USC senior Nate Howard helped to organize the party and during protests, questioned what the police were doing.

“Seventy-plus officers?” he said. “What else was going on at that time in the community that you needed to be at a party of students getting ready to graduate?”

Howard claims that several students were handcuffed and detained and six were arrested.  The students there say that the event was peaceful, registered with campus police, and student IDs were checked at the door.  He said that there were no fights and no guns.  While the LAPD is subject to the most scrutiny, local police typically must coordinate with campus security when dealing with university gatherings.

“And here we have LAPD who are still trying to make us live in 1963!” Howard said. “Brothers like me go to college, they go to college, they look like me, they look like us! Here we are!”

About 100 students protested on campus after the incident, holding up signs that said,  ”We are scholars not criminals.”

A panel of LAPD officers and USC campus police addressed about 1,200 students who’d gathered for a town hall-style meeting about the incident.

“What I’d like to do before we move forward is really address the race issue,” said LAPD Captain Paul Snell.

“We have looked at this and we do not believe that this was race-based,” he said.

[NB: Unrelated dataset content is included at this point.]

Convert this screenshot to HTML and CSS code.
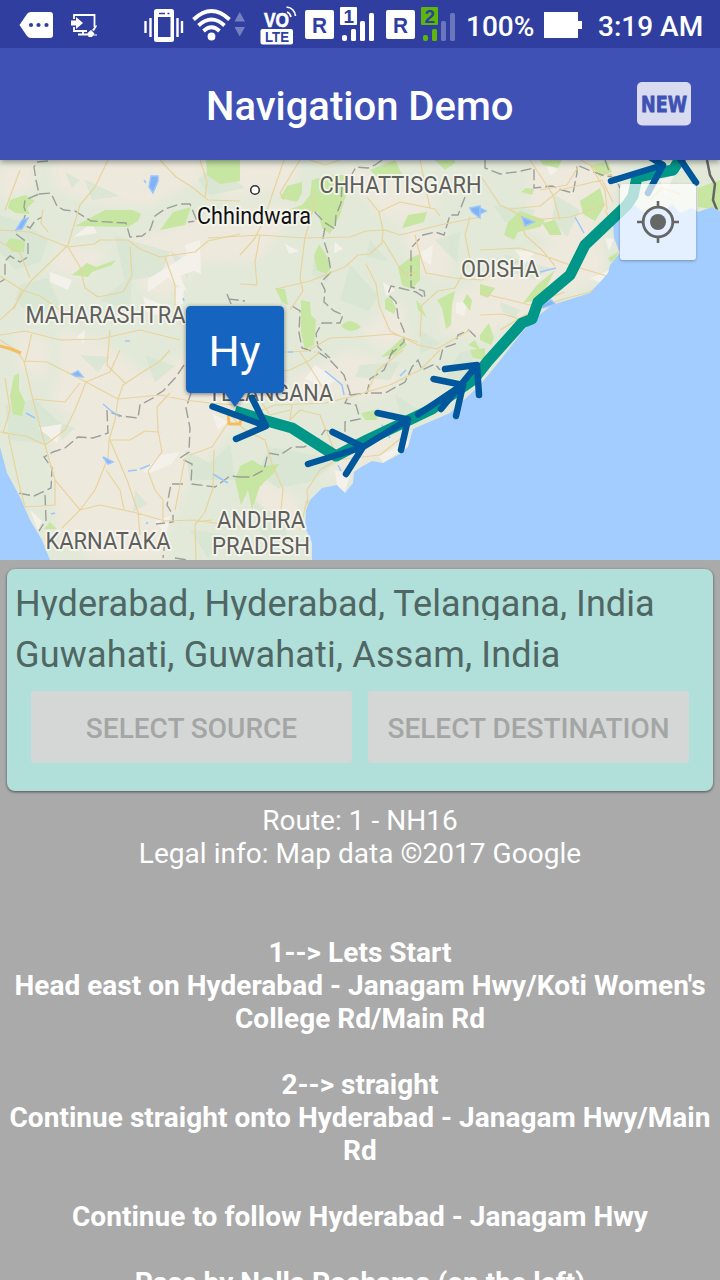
FILE: index.html
```html
<!DOCTYPE html>
<html lang="en">
<head>
<meta charset="utf-8">
<title>Navigation Demo</title>
<link rel="stylesheet" href="styles.css">
</head>
<body>
<div class="screen">
  <div class="status-bar">
    <svg class="status-icon" width="120" height="48" viewBox="0 0 120 48">
      <path fill="#fff" d="M19.500 25L27 14Q28.500 12 31 12H50Q53 12 53 15V35Q53 38 50 38H31Q28.500 38 27 36Z"/>
      <g class="bar-fill"><circle cx="31" cy="25" r="2.100"/><circle cx="38.500" cy="25" r="2.100"/><circle cx="46.500" cy="25" r="2.100"/></g>
      <path fill="none" stroke="#fff" stroke-width="1.800" d="M74 19V15H94.500V27M74 27V31H87M83 31V34M78 34.500H88"/>
      <path fill="#fff" d="M71 20.500H76V17L83 23L76 29V25.500H71ZM87.500 33L91 30L94.500 33.500L92 37H88.500ZM92 30L96 25L97 26L94 31Z"/>
      <path stroke="#fff" d="M93 35H97"/>
    </svg>
    <svg class="status-icon" width="70" height="48" viewBox="120 0 70 48">
      <rect x="154" y="9" width="20" height="33" rx="2.500" fill="#fff"/>
      <rect class="bar-fill" x="158" y="17" width="12.500" height="20"/>
      <path class="bar-line" stroke-width="1.500" d="M159 13.500H165M167.500 13.500H169.500"/>
      <path stroke="#fff" stroke-width="2.400" d="M145.500 21V33M150.500 18V37M177.500 18V37M182 21V33"/>
    </svg>
    <svg class="status-icon" width="60" height="48" viewBox="190 0 60 48">
      <g fill="none" stroke="#fff" stroke-width="3.800"><path d="M193.500 19.500Q211.500 2.500 229.500 19.500"/><path d="M198.500 25.500Q211.500 13.500 224.500 25.500"/><path d="M203.500 31Q211.500 23.500 219.500 31"/></g>
      <circle cx="211.500" cy="36.500" r="3.900" fill="#fff"/>
      <path fill="#7680c0" d="M234.500 21.500L239.700 12L245 21.500ZM234.500 27H245L239.700 36.500Z"/>
    </svg>
    <svg class="status-icon" width="50" height="48" viewBox="250 0 50 48">
      <text class="glyph vo" x="264" y="27" font-size="20" textLength="25" lengthAdjust="spacingAndGlyphs">VO</text>
      <path fill="none" stroke="#fff" stroke-width="1.700" d="M287 12Q290 13 291 17M286.500 7Q294.500 8 295.500 16"/>
      <rect x="260.500" y="29" width="32.500" height="15.500" rx="2" fill="#fff"/>
      <text class="glyph bar-fill" x="265" y="42" font-size="14.500" textLength="24" lengthAdjust="spacingAndGlyphs">LTE</text>
    </svg>
    <svg class="status-icon" width="80" height="48" viewBox="300 0 80 48">
      <rect x="305" y="10" width="29" height="29" rx="2" fill="#fff"/>
      <text class="glyph bar-fill" x="312" y="32.500" font-size="22" textLength="15" lengthAdjust="spacingAndGlyphs">R</text>
      <rect x="340" y="7" width="17" height="18" rx="1" fill="#fff"/>
      <text class="glyph bar-fill" x="343.500" y="22.500" font-size="19">1</text>
      <g fill="#fff"><rect x="342" y="35" width="5" height="6" rx="2"/><rect x="351" y="29" width="5" height="12" rx="1.500"/><rect x="360" y="21" width="5" height="20" rx="1.500"/><rect x="369" y="13" width="5" height="28" rx="1.500"/></g>
    </svg>
    <svg class="status-icon" width="80" height="48" viewBox="380 0 80 48">
      <rect x="386" y="10" width="29" height="29" rx="2" fill="#fff"/>
      <text class="glyph bar-fill" x="393" y="32.500" font-size="22" textLength="15" lengthAdjust="spacingAndGlyphs">R</text>
      <g fill="#5db70b"><rect x="421" y="7" width="17" height="18" rx="1"/><rect x="423" y="35" width="5" height="6" rx="2"/><rect x="432" y="29" width="5" height="12" rx="1.500"/></g>
      <text class="glyph bar-fill" x="424.500" y="22.500" font-size="19">2</text>
      <g fill="#6975bd"><rect x="441" y="21" width="5" height="20" rx="1.500"/><rect x="450" y="13" width="5" height="28" rx="1.500"/></g>
    </svg>
    <span class="battery-level">100%</span>
    <svg class="battery" width="39" height="26" viewBox="0 0 39 26"><path fill="#fff" d="M0 0H34V9H38V17H34V26H0Z"/></svg>
    <span class="clock">3:19 AM</span>
  </div>

  <header class="app-bar">
    <h1 class="app-title">Navigation Demo</h1>
    <svg class="new-badge" width="54" height="44" viewBox="0 0 54 44">
      <rect width="54" height="43.500" rx="5" fill="#d9dcf0"/>
      <text class="new-text" x="4" y="29.500" font-size="21" textLength="46" lengthAdjust="spacingAndGlyphs">NEW</text>
    </svg>
  </header>

  <main class="map">
    <svg class="map-canvas" width="720" height="400" viewBox="0 160 720 400">
      <defs>
        <clipPath id="land"><path d="M0 160H720V211L712 207L698 212L692 208L680 213L672 204L665 211L655 206L645 213L634 205L622 216L613 225L614 238L620 253L610 265L608 273L590 293L552 305L537 317L522 332L502 358L480 385L450 413L413 429L408 447L400 454L383 463L372 461L361 467L354 472L353 483L345 493L337 485L322 488L310 500L306 510L305 527L312 543V560H50L42 540L30 520L20 497L7 473L0 447Z"/></clipPath>
        <filter id="soft"><feGaussianBlur stdDeviation="5"/></filter>
      </defs>
      <rect y="160" width="720" height="400" fill="#a3cdff"/>
      <g clip-path="url(#land)">
        <rect y="160" width="720" height="400" fill="#e2e9d9"/>

        <g class="plains" filter="url(#soft)">
          <path d="M50 160H205L200 180L150 205L90 202L55 188ZM0 165L40 160L30 190L0 200ZM130 240L230 210L300 205L260 260L200 262L165 300L140 290ZM60 245L110 250L85 280L50 270Z"/>
          <path d="M60 330L100 340L145 375L190 350L210 310L245 400L190 430L180 470L150 500L170 560H90L55 500L50 440L75 420L50 400L60 370Z"/>
          <path d="M50 455L150 440L230 375L240 420L190 475L170 530L60 545ZM15 330L50 340L45 380L20 370Z"/>
          <path d="M205 162L300 165L290 190L225 200ZM340 165L400 180L440 200L420 225L380 215ZM400 225L450 235L450 280L415 270ZM445 300L540 250L600 230L605 275L540 305L480 340L440 330Z"/>
          <path d="M530 165L620 165L610 210L570 250L530 230ZM290 380L350 350L400 370L390 395L300 400ZM340 450L410 425L405 445L350 470L320 485ZM250 470L300 500L300 530L260 520ZM360 330L400 300L410 340L380 350Z"/>
        </g>

        <g class="hills">
          <path d="M0 215L25 223L48 240L40 262L15 270L0 252ZM85 180L120 196L92 200ZM20 285L48 278L60 305L30 314L15 300ZM115 236L170 252L160 275L125 281L118 250ZM170 250L190 265L187 278L178 268ZM100 300L132 276L130 310ZM215 165L245 188L210 195L198 180Z"/>
          <path d="M65 172L80 180L72 188ZM80 355L110 357L98 372ZM145 355L175 366L155 382ZM35 399L62 425L45 444L10 440L5 405ZM185 450L210 463L230 445L235 480L190 480ZM58 422L75 428L62 440ZM135 490L147 504L133 512ZM190 530L230 535L208 558ZM235 352L265 367L242 375Z"/>
          <path d="M315 250L332 262L327 282L312 275ZM370 240L388 261L366 257ZM350 265L378 295L369 311L340 300ZM435 240L460 232L457 262L444 250ZM360 365L400 362L390 380L355 377ZM270 447L340 460L310 482L278 488L257 473ZM253 500L282 520L292 547L265 555ZM395 395L420 410L402 420Z"/>
          <path d="M493 205L535 210L530 220L505 222ZM505 255L550 268L535 280L508 271ZM500 302L520 310L515 318L502 311ZM555 195L580 210L567 237L552 221ZM420 330L440 343L420 355ZM460 352L475 350L468 380L445 378Z"/>
        </g>

        <g class="bare">
          <path d="M148 279L190 253L196 270L180 276L187 292L168 278L148 292ZM50 272L72 280L68 290L50 282ZM185 245L200 240L201 274L189 268ZM143 297L163 305L165 317L147 312ZM73 237L92 223L97 233ZM115 213L134 210L127 223ZM176 288L184 286L183 304L174 304ZM77 337L85 330L84 343Z"/>
          <path d="M160 455L180 452L171 464L150 473L143 472ZM212 413L228 422L218 430ZM38 428L62 424L57 443ZM155 521L170 516L166 535ZM30 510L42 521L38 531ZM285 244L299 251L289 254ZM335 242L343 249L334 253ZM421 252L433 245L431 265L423 260ZM456 303L468 300L464 316L456 313ZM383 282L395 290L386 296ZM315 365L337 380L325 386L305 379Z"/>
          <path d="M605 238L614 239L609 251ZM590 278L610 270L601 283ZM335 470L350 475L345 492L337 486ZM391 450L409 438L408 446L383 463L379 456ZM545 160L558 170L550 176ZM515 250L535 252L525 264ZM660 180L674 175L665 195Z"/>
        </g>

        <g class="parks">
          <path d="M206 160H240V181L220 184L207 175ZM10 200L25 195L35 201L27 208L30 214L15 213L8 208ZM10 238L25 241L24 252L12 252L6 244ZM75 226L105 210H133L141 214L138 221L128 227ZM160 230L173 212L191 207L185 225ZM72 275L87 263L96 267L116 260L112 265L92 272L88 277ZM14 376L19 373V390L25 402L22 416L13 414L10 396ZM44 529L50 522L57 529Z"/>
          <path d="M280 198L287 186L302 182L302 193L297 202ZM302 205L310 195L312 180L330 175H346V195L340 215L330 234L322 228L318 212L290 209ZM314 256L319 244L327 256L331 268L326 274L317 270ZM275 288L285 289L288 305L282 302ZM301 300L310 302L311 315L316 320L314 345L305 350L301 332ZM341 326Q350 316 361 327Q350 335 341 326ZM402 228L408 215L427 212L424 222L407 227ZM370 170L395 160L405 180L380 180ZM435 160L445 170L455 163V160ZM398 267L410 258L420 254V280L412 289L402 285ZM385 300L390 296L396 308L394 314L385 309ZM437 300L455 291L452 305L451 325L446 329L442 308ZM416 300L420 304L427 318L418 310Z"/>
          <path d="M508 222L520 211L545 220L540 227L518 232L514 240L504 235ZM526 188L534 189L532 195L521 192ZM580 201L600 188L605 205L595 221L583 214ZM542 223L555 220L562 235L550 235ZM540 160H562L558 168L543 165ZM523 303L537 285L555 270L540 300ZM480 284L495 288L488 298L480 295ZM480 335L489 323L494 338L491 345L480 340ZM608 258L618 252L616 260L610 262ZM698 188L720 180V210L698 207ZM467 294L472 300L470 311L463 302ZM389 350L402 338L407 345L395 355L381 357ZM468 345L475 340L480 350ZM470 350L485 348V360L473 358Z"/>
          <path d="M240 466L252 460L262 466L279 464L273 474L260 486L252 510L248 490L241 505L235 480ZM361 413L375 410L377 420L365 420ZM256 482L265 474L262 486ZM590 165L608 162L612 172L600 177Z"/>
        </g>

        <g class="borders">
          <path d="M48 161L37 162L34 167L36 180L39 194L25 200L24 207L26 213L22 224L30 228L35 221L42 217M39 194L51 193L57 206L64 210L75 211L91 221L126 223L130 237L142 236L150 230L155 216L165 209L180 204L190 204L197 221L188 222M16 234L28 243L28 257L20 262L10 256L5 261L5 279L0 282M227 294L231 304L229 299L237 300L245 301"/>
          <path d="M184 365L176 377L163 391L155 396L153 398L140 405L138 418L121 416L107 411L108 433L93 438L78 437L65 448L53 452L44 457L52 468L51 488L34 496L18 493M45 495L46 520L39 531M191 393L186 408L190 428L189 452L180 458L192 464L191 484L215 487L230 476L240 477M183 484L171 484L167 505L173 515L173 522L156 524M165 540L163 558M175 558L187 560"/>
          <path d="M382 160L375 165L368 168L356 167L352 174M342 186L341 203L336 215L335 229L324 222L312 209M325 228L323 238L328 254L331 272L321 282L325 290L324 302L334 311L343 315L340 323L322 323L316 334L318 347L330 358M465 197L458 215L450 215L444 235L435 232L423 235L411 248L411 287L424 291L425 298L416 292L400 288L391 286L388 294L396 302L398 317L404 331L404 342L390 355M292 306L300 311L299 333L302 348L315 352M440 360L443 348L455 344L458 335L469 330L476 337"/>
          <path d="M318 352L330 360L344 375L350 393L345 403L356 405L360 419L345 422L345 435L325 430L318 440L304 447L292 447L280 455L268 453L264 470L251 477L240 477M350 395L367 393L370 379L384 370L393 350M371 393L385 393L405 382L412 367L418 360L422 370L435 364L440 370"/>
          <path d="M485 160L485 168L500 174L507 173L516 172L534 168L534 188L552 186L562 190L573 193L577 173L577 165L591 171L605 176L615 177L620 188M605 160L610 174L620 187"/>
          <path class="frontier" d="M707 160L710 175L715 184L713 200L717 210"/>
        </g>

        <g class="roads">
          <path d="M108 160L95 187L80 205L68 245L30 282L13 308L0 320M160 160L176 177L192 187L208 200L240 201M200 160L207 182L205 198M0 242L20 253L30 278M0 230L30 232L68 247L94 244L100 240L128 240L140 249L160 257L195 252L208 241L240 234M68 247L80 267L85 288L98 297L123 292L132 276L130 247M165 257L175 285L175 304L182 312L180 325M22 290L40 296L50 303L60 310M0 276L22 290L14 309M0 335L25 331L60 340L100 339L140 330L180 340M110 330L107 365L126 384M32 332L28 350L25 362M43 209L41 223L48 232M5 210L20 170"/>
          <path d="M0 340L16 350L24 361L47 362L86 382L118 399L160 395L185 400L210 403L235 405M24 361L33 400L45 445L55 480L80 510L100 505L137 513L165 521L195 520L240 527M5 378L10 410L3 433L26 436L45 445L65 430L75 410L86 382L110 372L120 350M118 399L115 420L109 440L108 458L95 490L80 510L62 528M118 399L123 385L138 375L160 361L170 350M33 399L65 402L80 383M0 432L8 433L18 480L25 507L55 505L55 480M110 440L127 480L138 512L140 535M109 440L130 440L145 431L158 432L157 407L170 393M148 471L155 490L163 500L163 522M106 470L120 490L124 509M214 450L213 488L205 512L195 525L196 560M190 455L212 447L222 432L228 423M148 471L162 452L158 430M175 510L180 485L185 458M195 522L212 520"/>
          <path d="M208 238L260 235L305 238L350 237L366 231L385 230L400 235L440 225L480 217M260 235L255 262L257 285L240 284M305 238L315 202L310 195M305 237L300 278L303 291L290 310M276 289L310 281L345 267L358 255L370 254L382 243L383 230L379 212L367 197M379 212L400 202L435 209L440 216M366 264L376 284L379 305L390 331L418 345L437 349L470 330M383 240L398 265L405 275L415 272M415 235L420 255L426 273L454 278L482 280L520 260M420 337L422 305L438 291L455 288L470 260L465 235L470 217M240 355L265 353L307 351L330 338L355 337L393 334L418 342M300 160L280 193L284 200M310 160L325 165L340 160M420 160L430 208M255 238L263 222L284 160M240 255L256 237"/>
          <path d="M220 413L250 415L275 405L325 403L350 397L390 385L420 370L440 350M230 375L245 375L290 370L310 360L320 352M300 352L315 375L330 400M367 392L378 370L403 350M230 415L245 430L265 440L272 464L283 489L281 510M307 500L300 530M308 505L307 490L320 470L336 460L380 455L405 435M292 405L290 420L300 410L320 415L336 455M260 400L270 415L290 410"/>
          <path d="M480 175L500 205L530 220L570 217L605 205M510 209L540 206L560 190L602 180L613 202M530 160L553 195L560 220M480 250L520 248L545 256L570 265L607 276M520 218L525 235L542 250L555 266M480 293L510 300L530 305L565 292M540 190L567 185L578 167M620 180L600 170L580 160M500 330L520 318L535 310L560 300L590 292L610 276M605 210L613 225M650 200L662 188L680 194M480 315L503 314L523 320M590 165L605 190L607 210"/>
          <path class="expressway" d="M0 346L11 349L21 353M228 412L229 424L240 424L242 414"/>
        </g>

        <g class="rivers">
          <path d="M151 176L158 176L158 181L153 193L149 187ZM16 230L22 220L28 218L22 229ZM72 374L78 371L83 377L75 376ZM103 457L113 462L108 464ZM470 208L480 206V218L472 212ZM522 217L534 222L525 226ZM480 208L486 211L480 214ZM540 306L551 300L555 304L543 308Z"/>
          <path d="M103 404L110 410L120 417M26 413L35 418M128 471L137 470M140 469L150 465M213 474L228 483M325 371L342 385L344 395M400 376L406 370M338 465L341 471M382 425L390 438M575 217L584 233M540 272L556 268M144 180L146 183M51 514L55 513M146 524L148 522M125 341L130 341M288 352L293 352M184 301L183 298"/>
        </g>
      </g>

      <circle cx="255" cy="190" r="4.300" fill="#fff" stroke="#333" stroke-width="1.600"/>
      <g class="map-labels">
        <text x="319.500" y="193" textLength="162" lengthAdjust="spacingAndGlyphs">CHHATTISGARH</text>
        <text x="461" y="277" textLength="78" lengthAdjust="spacingAndGlyphs">ODISHA</text>
        <text x="25.500" y="323" textLength="160" lengthAdjust="spacingAndGlyphs">MAHARASHTRA</text>
        <text x="208" y="401" textLength="125" lengthAdjust="spacingAndGlyphs">TELANGANA</text>
        <text x="45.500" y="549" textLength="125" lengthAdjust="spacingAndGlyphs">KARNATAKA</text>
        <text x="217" y="528" textLength="88" lengthAdjust="spacingAndGlyphs">ANDHRA</text>
        <text x="212" y="554" textLength="98" lengthAdjust="spacingAndGlyphs">PRADESH</text>
        <text class="city" x="197" y="223.500" textLength="114" lengthAdjust="spacingAndGlyphs">Chhindwara</text>
      </g>

      <path class="route" d="M235 411L267 421L292 428L336 456L367 440L407 421L432 409L447 398L473 380L488 361L522 323L532 319L538 302L570 275L585 245L627 205L633 196L637 177L673 170L682 156"/>
      <path class="arrows" d="M212.500 406.500L266 426L252 398M266 426L236 439M308 464L363 447L332.500 432M363 447L346 474M363 447L408 419.500L377.500 413M408 419.500L401 450M418 414.500L463 385L433.500 379M463 385L456 416M441 409L477 365L445 369M477 365L479 395M611 181L663 165L643 153M663 165L648 193M696 182.500L676 153"/>
      <g class="marker">
        <path d="M191 306H279Q284 306 284 311V388Q284 393 279 393H245L235 407L225 393H191Q186 393 186 388V311Q186 306 191 306Z"/>
        <text x="208.500" y="366" textLength="52" lengthAdjust="spacingAndGlyphs">Hy</text>
      </g>
    </svg>
    <button class="locate" aria-label="My location">
      <svg width="42" height="42" viewBox="-21 -21 42 42"><circle r="14.800" fill="none" stroke="#666" stroke-width="2.800"/><circle r="8" fill="#666"/><path stroke="#666" stroke-width="2.600" d="M-21 0H-14M14 0H21M0 -21V-14M0 14V21"/></svg>
    </button>
  </main>

  <section class="trip-card">
    <p class="place place-source">Hyderabad, Hyderabad, Telangana, India</p>
    <p class="place place-destination">Guwahati, Guwahati, Assam, India</p>
    <div class="actions">
      <button class="action">SELECT SOURCE</button>
      <button class="action">SELECT DESTINATION</button>
    </div>
  </section>

  <section class="directions">
    <p>Route: 1 - NH16<br>Legal info: Map data ©2017 Google</p>
    <p class="step first-step">1--&gt; Lets Start<br>Head east on Hyderabad - Janagam Hwy/Koti Women's<br>College Rd/Main Rd</p>
    <p class="step">2--&gt; straight<br>Continue straight onto Hyderabad - Janagam Hwy/Main<br>Rd</p>
    <p class="step">Continue to follow Hyderabad - Janagam Hwy</p>
    <p class="step">Pass by Nalla Pochama (on the left)</p>
  </section>
</div>
</body>
</html>
```
FILE: styles.css
```css
* { box-sizing: border-box; }
body { margin: 0; background: #aaa; font-family: Roboto, "Noto Sans", sans-serif; }
p, h1 { margin: 0; }
button { border: 0; padding: 0; font-family: inherit; }
.screen { width: 720px; height: 1280px; overflow: hidden; display: flex; flex-direction: column; background: #aaa; }

.status-bar { flex: none; height: 48px; display: flex; align-items: center; position: relative; z-index: 2; background: #303f9f; color: #fff; font-size: 28px; font-weight: 500; line-height: 48px; white-space: nowrap; }
.status-icon { flex: none; display: block; }
.bar-fill { fill: #303f9f; }
.bar-line { stroke: #303f9f; }
.glyph { font-family: "Liberation Sans", sans-serif; font-weight: 700; }
.vo { fill: #fff; stroke: #fff; stroke-width: .6px; }
.battery-level { width: 84px; padding: 5px 0 0 6px; }
.battery { flex: none; margin-top: 2px; }
.clock { padding: 5px 0 0 15px; }

.app-bar { flex: none; height: 112px; padding: 5px 29px 0 206px; display: flex; align-items: center; justify-content: space-between; background: #3f51b5; color: #fff; position: relative; z-index: 1; box-shadow: 0 2px 6px rgba(0, 0, 0, .4); }
.app-title { margin-top: 1px; font-size: 40px; font-weight: 500; line-height: 48px; white-space: nowrap; }
.new-badge { margin-top: -5px; }
.new-text { font-family: "DejaVu Sans", sans-serif; font-weight: 700; fill: #3f51b5; stroke: #3f51b5; stroke-width: .8px; }

.map { flex: none; height: 400px; position: relative; overflow: hidden; }
.map-canvas { display: block; }
.plains { fill: #eee9dd; }
.hills { fill: #d6e4d1; opacity: .75; }
.bare { fill: #f4f1eb; }
.parks { fill: #c7e6a1; }
.borders path { fill: none; stroke: #9c9e9a; stroke-width: 1.4; stroke-dasharray: 11 4; }
.borders .frontier { stroke: #666; stroke-width: 2.5; stroke-dasharray: none; }
.roads path { fill: none; stroke: #e8d39c; stroke-width: 1.2; stroke-linejoin: round; }
.roads .expressway { stroke: #f5bd61; stroke-width: 3; }
.rivers path { fill: #82b4f5; stroke: #9cc6fb; stroke-width: 1.5; }
.rivers path + path { fill: none; }
.map-labels text { font-size: 24px; fill: #5f5f5c; stroke: #f7f7f0; stroke-width: 4px; stroke-linejoin: round; stroke-opacity: .85; paint-order: stroke; }
.map-labels .city { fill: #111; font-size: 23.5px; }
.route { fill: none; stroke: #009688; stroke-width: 11; stroke-linejoin: round; }
.arrows { fill: none; stroke: #01579b; stroke-width: 6.5; stroke-linecap: round; stroke-linejoin: round; }
.marker path { fill: #1565c0; filter: drop-shadow(0 1px 2px rgba(0, 0, 0, .5)); }
.marker text { fill: #fff; font-size: 43px; }
.locate { position: absolute; top: 24px; right: 24px; width: 76px; height: 76px; display: flex; align-items: center; justify-content: center; background: rgba(255, 255, 255, .7); border-radius: 3px; box-shadow: 0 1px 3px rgba(0, 0, 0, .3); }

.trip-card { flex: none; height: 222px; margin: 9px 7px 0; padding: 9px 8px 0; background: #b1dfd9; border-radius: 8px; box-shadow: 0 1px 3px rgba(0, 0, 0, .55); }
.place { height: 51px; font-size: 36px; line-height: 53px; color: #4f6663; white-space: nowrap; }
.place-source { height: 42px; margin-bottom: 9px; overflow: hidden; letter-spacing: .04px; }
.place-destination { letter-spacing: .17px; }
.actions { display: grid; grid-template-columns: 321px 321px; gap: 16px; padding: 11px 16px 0; }
.action { height: 72px; padding-top: 2px; background: #d5d7d6; border-radius: 3px; color: #a4a6a5; font-size: 28px; font-weight: 500; white-space: nowrap; }

.directions { padding-top: 13px; display: flex; flex-direction: column; gap: 33px; text-align: center; color: #fff; font-size: 28px; line-height: 33px; letter-spacing: .03px; white-space: nowrap; }
.step { font-weight: 700; }
.first-step { margin-top: 33px; }
```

Snell says that when officers responded to the noise complaint, they felt threatened.  That’s when they called for backup. But some of the white students in attendance spoke up, stating that the incident was all about racism.

Sarah Tither-Kaplan, a senior at USC, said she was holding a party right across the street, and that none of her friends were harassed or arrested.

“My house was treated with respect and the only difference between the two parties was that racial component. And if you’re going to deny that, then I’m sorry, I’m just not going to stand for it,” said Tither-Kaplan.

Commander Bill Scott of LAPD’s South Bureau asked one question: “How many people — just by a show of hands — think this incident was based on race?”

When he asked the question, nearly every person in the room raised their hands.

“We take that seriously and that really matters to us,” Scott said. “And the hands that I saw were white hands, black hands, brown hands, everybody in the room. So that means something to us.”

The LAPD is no stranger to racial controversy.   Just two months ago, former LAPD officer Christopher Dorner led police on a manhunt after using violence in retaliation to racism that he felt led to him being fired from the force.  Since that time, other officers have come forward to say that Dorner’s allegations were accurate.